Crossing a finish line is always an emotional event. Whether you’re sobbing your heart out, have a grin plastered all over your face or simply are awash with relief that the miles you’ve just run are over, there’s no other experience in the world quite the same.
Over the last three months I’ve crossed four different finish lines, and before the year is out, two more – but before I go collect some more medals, here’s how the events I’ve run so far have gone:
Standing in a field in the middle of Cirencester, black marker lining my face a la Rambo, I questioned my sanity at being so up for electrocution, ice baths, crawling in mud and more.
But jogging my way around the field with a team of 22 of friends and old work colleagues, it did start off to be a pretty fun day.
About a mile in, we spotted a guy, hands on his knees, head between his legs. “Keep it up!” one of our team shouted at the retching man, before regretting his choice of words.
Thankfully, mr retcher wasn’t an omen of things to come, and probably someone who had a few too many the night before.
After getting past a few easy first obstacles, including a pyramid wall and crawling under some nets, we entered the domain of one of the absolute worst in the 11 mile course: ice bath.
Naively, I figured it wouldn’t be so bad, and slid myself off the edge of the skip with relish, but as I hit the icy, icy water below, my breath was taken away, leaving my cold and shivering on the other side as I tried to waddle through some slippery muck to warm up.

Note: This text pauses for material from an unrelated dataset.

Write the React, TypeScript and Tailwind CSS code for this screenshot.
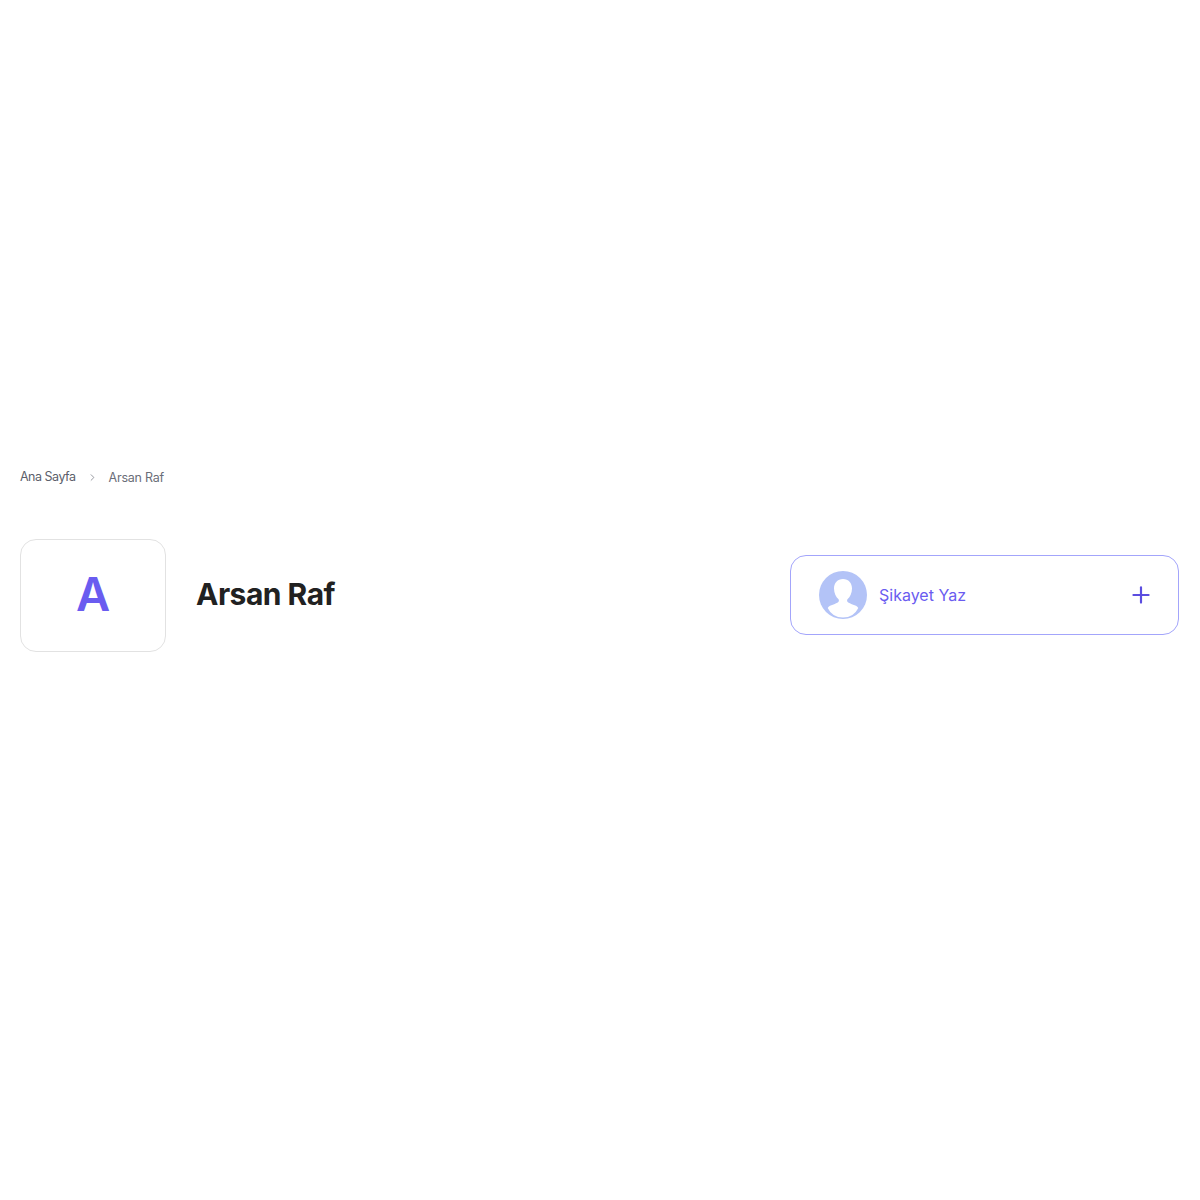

Tough Mudder 1, Rachael 0.
And indeed, Tough Mudder remained in the lead; I fell a number of times, got trod on, went chest deep in muck and helped over wooden pallet walls. I helped carry a log 10 times my weight and was given a piggy back several metres by one of my not-so-tall teammates.
But eventually, one final obstacle stood in the way of me and my pint of cider: electric eel. Basically, this is where you run through a bunch of strings hanging down with electric bits attached. However, freezing, wet and dripping with mud, I ran full pelt, zig-zagging my way through them, managing to come out unscathed!
Rachael 1… well, Tough Mudder about 10, but at least I had the very last laugh.
All in all 10/10 for event organisation and motivation before the race starts. I signed up for 2017’s event with my lovely, similarly mental boyfriend shortly after, which means I’ve either got amnesia or actually enjoyed it very much. I’ll go with the… erm… chips please?
A few weeks later, as we were donating some things to charity, James picked up a leaflet for a 10k run in a St Peter’s Hospice shop. For £10, it was great value for money and the charity is one that I really respect, so we decided to give it a go.
We woke up to a really beautiful day outside, and decided to jog across the bridge to Ashton Court, a pretty leisurely 5k from my house.
It was a pretty small event in terms of numbers, but the usual race atmosphere was evident – and if anything it was a lovely change to run a smaller, more personal event.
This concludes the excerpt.